··· MATERIAL SUPPLIED

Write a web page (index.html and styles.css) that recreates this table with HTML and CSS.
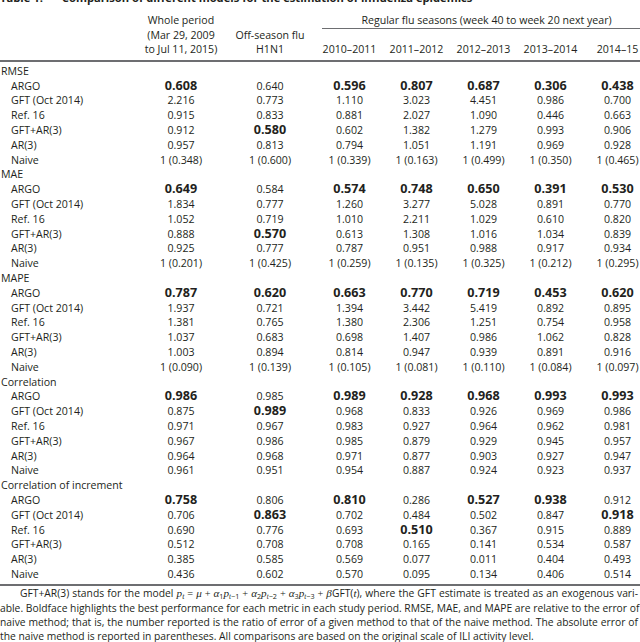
FILE: index.html
```html
<!DOCTYPE html>
<html lang="en">
<head>
<meta charset="utf-8">
<title>Table 1</title>
<link rel="stylesheet" href="styles.css">
</head>
<body>
<div class="page">
  <div class="caption"><span class="tnum">Table 1.</span>Comparison of different models for the estimation of influenza epidemics</div>
  <table class="data">
    <colgroup>
      <col class="c-label"><col class="c-whole"><col class="c-off">
      <col class="c-year"><col class="c-year"><col class="c-year"><col class="c-year"><col class="c-year">
    </colgroup>
    <thead>
      <tr class="h1">
        <th rowspan="2" class="hl"></th>
        <th rowspan="2" class="hv">Whole period<br>(Mar 29, 2009<br>to Jul 11, 2015)</th>
        <th rowspan="2" class="hv">Off-season flu<br>H1N1</th>
        <th colspan="5" class="span"><div class="span-in">Regular flu seasons (week 40 to week 20 next year)</div></th>
      </tr>
      <tr class="h2">
        <th>2010–2011</th><th>2011–2012</th><th>2012–2013</th><th>2013–2014</th><th>2014–15</th>
      </tr>
    </thead>
    <tbody>
      <tr class="grp first"><td colspan="8">RMSE</td></tr>
      <tr><td class="lab">ARGO</td><td><b>0.608</b></td><td>0.640</td><td><b>0.596</b></td><td><b>0.807</b></td><td><b>0.687</b></td><td><b>0.306</b></td><td><b>0.438</b></td></tr>
      <tr><td class="lab">GFT (Oct 2014)</td><td>2.216</td><td>0.773</td><td>1.110</td><td>3.023</td><td>4.451</td><td>0.986</td><td>0.700</td></tr>
      <tr><td class="lab">Ref. 16</td><td>0.915</td><td>0.833</td><td>0.881</td><td>2.027</td><td>1.090</td><td>0.446</td><td>0.663</td></tr>
      <tr><td class="lab">GFT+AR(3)</td><td>0.912</td><td><b>0.580</b></td><td>0.602</td><td>1.382</td><td>1.279</td><td>0.993</td><td>0.906</td></tr>
      <tr><td class="lab">AR(3)</td><td>0.957</td><td>0.813</td><td>0.794</td><td>1.051</td><td>1.191</td><td>0.969</td><td>0.928</td></tr>
      <tr><td class="lab">Naive</td><td>1 (0.348)</td><td>1 (0.600)</td><td>1 (0.339)</td><td>1 (0.163)</td><td>1 (0.499)</td><td>1 (0.350)</td><td>1 (0.465)</td></tr>

      <tr class="grp"><td colspan="8">MAE</td></tr>
      <tr><td class="lab">ARGO</td><td><b>0.649</b></td><td>0.584</td><td><b>0.574</b></td><td><b>0.748</b></td><td><b>0.650</b></td><td><b>0.391</b></td><td><b>0.530</b></td></tr>
      <tr><td class="lab">GFT (Oct 2014)</td><td>1.834</td><td>0.777</td><td>1.260</td><td>3.277</td><td>5.028</td><td>0.891</td><td>0.770</td></tr>
      <tr><td class="lab">Ref. 16</td><td>1.052</td><td>0.719</td><td>1.010</td><td>2.211</td><td>1.029</td><td>0.610</td><td>0.820</td></tr>
      <tr><td class="lab">GFT+AR(3)</td><td>0.888</td><td><b>0.570</b></td><td>0.613</td><td>1.308</td><td>1.016</td><td>1.034</td><td>0.839</td></tr>
      <tr><td class="lab">AR(3)</td><td>0.925</td><td>0.777</td><td>0.787</td><td>0.951</td><td>0.988</td><td>0.917</td><td>0.934</td></tr>
      <tr><td class="lab">Naive</td><td>1 (0.201)</td><td>1 (0.425)</td><td>1 (0.259)</td><td>1 (0.135)</td><td>1 (0.325)</td><td>1 (0.212)</td><td>1 (0.295)</td></tr>

      <tr class="grp"><td colspan="8">MAPE</td></tr>
      <tr><td class="lab">ARGO</td><td><b>0.787</b></td><td><b>0.620</b></td><td><b>0.663</b></td><td><b>0.770</b></td><td><b>0.719</b></td><td><b>0.453</b></td><td><b>0.620</b></td></tr>
      <tr><td class="lab">GFT (Oct 2014)</td><td>1.937</td><td>0.721</td><td>1.394</td><td>3.442</td><td>5.419</td><td>0.892</td><td>0.895</td></tr>
      <tr><td class="lab">Ref. 16</td><td>1.381</td><td>0.765</td><td>1.380</td><td>2.306</td><td>1.251</td><td>0.754</td><td>0.958</td></tr>
      <tr><td class="lab">GFT+AR(3)</td><td>1.037</td><td>0.683</td><td>0.698</td><td>1.407</td><td>0.986</td><td>1.062</td><td>0.828</td></tr>
      <tr><td class="lab">AR(3)</td><td>1.003</td><td>0.894</td><td>0.814</td><td>0.947</td><td>0.939</td><td>0.891</td><td>0.916</td></tr>
      <tr><td class="lab">Naive</td><td>1 (0.090)</td><td>1 (0.139)</td><td>1 (0.105)</td><td>1 (0.081)</td><td>1 (0.110)</td><td>1 (0.084)</td><td>1 (0.097)</td></tr>

      <tr class="grp"><td colspan="8">Correlation</td></tr>
      <tr><td class="lab">ARGO</td><td><b>0.986</b></td><td>0.985</td><td><b>0.989</b></td><td><b>0.928</b></td><td><b>0.968</b></td><td><b>0.993</b></td><td><b>0.993</b></td></tr>
      <tr><td class="lab">GFT (Oct 2014)</td><td>0.875</td><td><b>0.989</b></td><td>0.968</td><td>0.833</td><td>0.926</td><td>0.969</td><td>0.986</td></tr>
      <tr><td class="lab">Ref. 16</td><td>0.971</td><td>0.967</td><td>0.983</td><td>0.927</td><td>0.964</td><td>0.962</td><td>0.981</td></tr>
      <tr><td class="lab">GFT+AR(3)</td><td>0.967</td><td>0.986</td><td>0.985</td><td>0.879</td><td>0.929</td><td>0.945</td><td>0.957</td></tr>
      <tr><td class="lab">AR(3)</td><td>0.964</td><td>0.968</td><td>0.971</td><td>0.877</td><td>0.903</td><td>0.927</td><td>0.947</td></tr>
      <tr><td class="lab">Naive</td><td>0.961</td><td>0.951</td><td>0.954</td><td>0.887</td><td>0.924</td><td>0.923</td><td>0.937</td></tr>

      <tr class="grp"><td colspan="8">Correlation of increment</td></tr>
      <tr><td class="lab">ARGO</td><td><b>0.758</b></td><td>0.806</td><td><b>0.810</b></td><td>0.286</td><td><b>0.527</b></td><td><b>0.938</b></td><td>0.912</td></tr>
      <tr><td class="lab">GFT (Oct 2014)</td><td>0.706</td><td><b>0.863</b></td><td>0.702</td><td>0.484</td><td>0.502</td><td>0.847</td><td><b>0.918</b></td></tr>
      <tr><td class="lab">Ref. 16</td><td>0.690</td><td>0.776</td><td>0.693</td><td><b>0.510</b></td><td>0.367</td><td>0.915</td><td>0.889</td></tr>
      <tr><td class="lab">GFT+AR(3)</td><td>0.512</td><td>0.708</td><td>0.708</td><td>0.165</td><td>0.141</td><td>0.534</td><td>0.587</td></tr>
      <tr><td class="lab">AR(3)</td><td>0.385</td><td>0.585</td><td>0.569</td><td>0.077</td><td>0.011</td><td>0.404</td><td>0.493</td></tr>
      <tr class="last"><td class="lab">Naive</td><td>0.436</td><td>0.602</td><td>0.570</td><td>0.095</td><td>0.134</td><td>0.406</td><td>0.514</td></tr>
    </tbody>
  </table>
  <div class="note">
    <span class="ln indent">GFT+AR(3) stands for the model <i class="m">p<sub>t</sub></i><span class="op">=</span><i class="m">μ</i><span class="op">+</span><i class="m">α</i><sub>1</sub><i class="m">p</i><sub><i class="m">t</i>−1</sub><span class="op">+</span><i class="m">α</i><sub>2</sub><i class="m">p</i><sub><i class="m">t</i>−2</sub><span class="op">+</span><i class="m">α</i><sub>3</sub><i class="m">p</i><sub><i class="m">t</i>−3</sub><span class="op">+</span><i class="m">β</i>GFT(<i class="m">t</i>), where the GFT estimate is treated as an exogenous vari-</span>
    <span class="ln">able. Boldface highlights the best performance for each metric in each study period. RMSE, MAE, and MAPE are relative to the error of</span>
    <span class="ln">naive method; that is, the number reported is the ratio of error of a given method to that of the naive method. The absolute error of</span>
    <span class="ln end">the naive method is reported in parentheses. All comparisons are based on the original scale of ILI activity level.</span>
  </div>
</div>
</body>
</html>
```

FILE: styles.css
```css
html, body {
  margin: 0;
  padding: 0;
  background: #ffffff;
}

body {
  font-family: "Open Sans", "Noto Sans", "DejaVu Sans", sans-serif;
  color: #231f20;
}

.page {
  width: 640px;
  overflow: hidden;
  margin-top: -9px;
}

.caption {
  font-size: 11.2px;
  font-weight: 700;
  line-height: 14px;
  margin-bottom: 8px;
  white-space: nowrap;
}

.caption .tnum {
  margin-right: 19px;
}

.data {
  border-collapse: collapse;
  table-layout: fixed;
  width: 651px;
  font-size: 10.6px;
}

.c-label { width: 138px; }
.c-whole { width: 86px; }
.c-off { width: 92px; }
.c-year { width: 67px; }

.data th {
  font-weight: 400;
  text-align: center;
  padding: 0;
  line-height: 14.5px;
  white-space: nowrap;
}

.data th.hv {
  vertical-align: bottom;
  padding-bottom: 3px;
}

.data th.span {
  padding: 0 0 7px 6px;
}

.span-in {
  border-bottom: 1px solid #6d6e71;
}

.data .h2 th {
  padding-top: 6.5px;
  padding-bottom: 3px;
}

.data thead {
  border-bottom: 2px solid #6d6e71;
}

.data tbody {
  border-bottom: 2px solid #6d6e71;
}

.data td {
  padding: 0;
  line-height: 14.8px;
  height: 14.8px;
  text-align: center;
  white-space: nowrap;
}

.data td b {
  font-size: 12.6px;
  font-weight: 700;
  line-height: 1px;
}

.data tr.grp td {
  text-align: left;
  padding-left: 1px;
}

.data tr.first td {
  padding-top: 2.4px;
}

.data tr.last td {
  padding-bottom: 2px;
}

.data td.lab {
  text-align: left;
  padding-left: 11px;
}

.note {
  width: 638px;
  font-size: 10.3px;
  line-height: 14px;
  margin-top: 0.5px;
}

.note .ln {
  display: block;
  white-space: nowrap;
  text-align: justify;
  text-align-last: justify;
}

.note .ln.end {
  text-align-last: left;
}

.note .indent {
  text-indent: 20px;
}

.note .m {
  font-family: "Liberation Serif", "DejaVu Serif", serif;
  font-style: italic;
  font-size: 1.08em;
}

.note .op {
  font-family: "Liberation Serif", "DejaVu Serif", serif;
  padding: 0 3px;
}

.note sub {
  font-size: 0.7em;
  line-height: 0;
  vertical-align: -0.25em;
}

.note sub .m {
  font-size: 1em;
}
```
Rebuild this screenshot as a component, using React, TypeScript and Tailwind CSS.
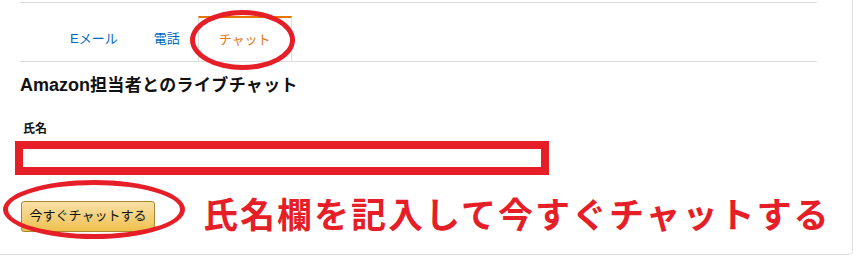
const font = { fontFamily: '"Liberation Sans", "Noto Sans CJK JP", sans-serif' };

function Tab({ label, active }: { label: string; active?: boolean }) {
  if (active) {
    return (
      <div className="flex h-[45px] items-center border-x border-t-2 border-x-[#ddd] border-t-[#e77600] bg-white px-5 text-[13px] text-[#e47911]">
        {label}
      </div>
    );
  }
  return (
    <div className="flex h-[45px] items-center px-[18px] text-[13px] text-[#0066c0]">
      {label}
    </div>
  );
}

export default function App() {
  return (
    <div
      className="relative h-[255px] w-[853px] overflow-hidden rounded-br-[5px] border-r border-b border-[#ddd] bg-white text-[#111]"
      style={font}
    >
      <div className="pl-5 pr-[35px] pt-[2px]">
        <div className="border-t border-[#ddd]">
          <div className="flex border-b border-[#ddd] pl-8 pt-[13px]">
            <Tab label="Eメール" />
            <Tab label="電話" />
            <Tab label="チャット" active />
          </div>
        </div>

        <h1 className="mt-[11px] flex items-baseline text-[18px] leading-6 font-bold">
          <span>Amazon</span>
          <span className="text-[17px] tracking-[0.35px]">担当者とのライブチャット</span>
        </h1>

        <label className="mt-[23px] block pl-[3px] text-[12px] leading-4 font-bold">氏名</label>
        <div className="-ml-[5px] mt-1 h-[34px] w-[534px] border-8 border-[#e61e28] bg-white" />

        <div className="mt-[21px] flex items-center">
          <button className="ml-px flex h-[31px] w-[134px] shrink-0 items-center justify-center rounded-[3px] border border-[#a88734] bg-gradient-to-b from-[#f7dfa5] to-[#f0c14b] text-[13px] text-[#111]">
            今すぐチャットする
          </button>
          <span className="ml-[48px] shrink-0 whitespace-nowrap text-[35px] leading-[40px] font-bold tracking-[2px] text-[#e61e28]">
            氏名欄を記入して今すぐチャットする
          </span>
        </div>
      </div>

      {/* annotation rings */}
      <div className="absolute left-[190px] top-[10px] h-[60px] w-[105px] rounded-[50%] border-[5px] border-[#e61e28]" />
      <div className="absolute left-[3px] top-[180px] h-[59px] w-[182px] rounded-[50%] border-[5px] border-[#e61e28]" />
    </div>
  );
}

······

* TO BE DONE: Using the records above, find and show each line with the string "this".

* FINAL RESULT:
Write a web page (index.html and styles.css) that recreates this table with HTML and CSS.
Rebuild this screenshot as a component, using React, TypeScript and Tailwind CSS.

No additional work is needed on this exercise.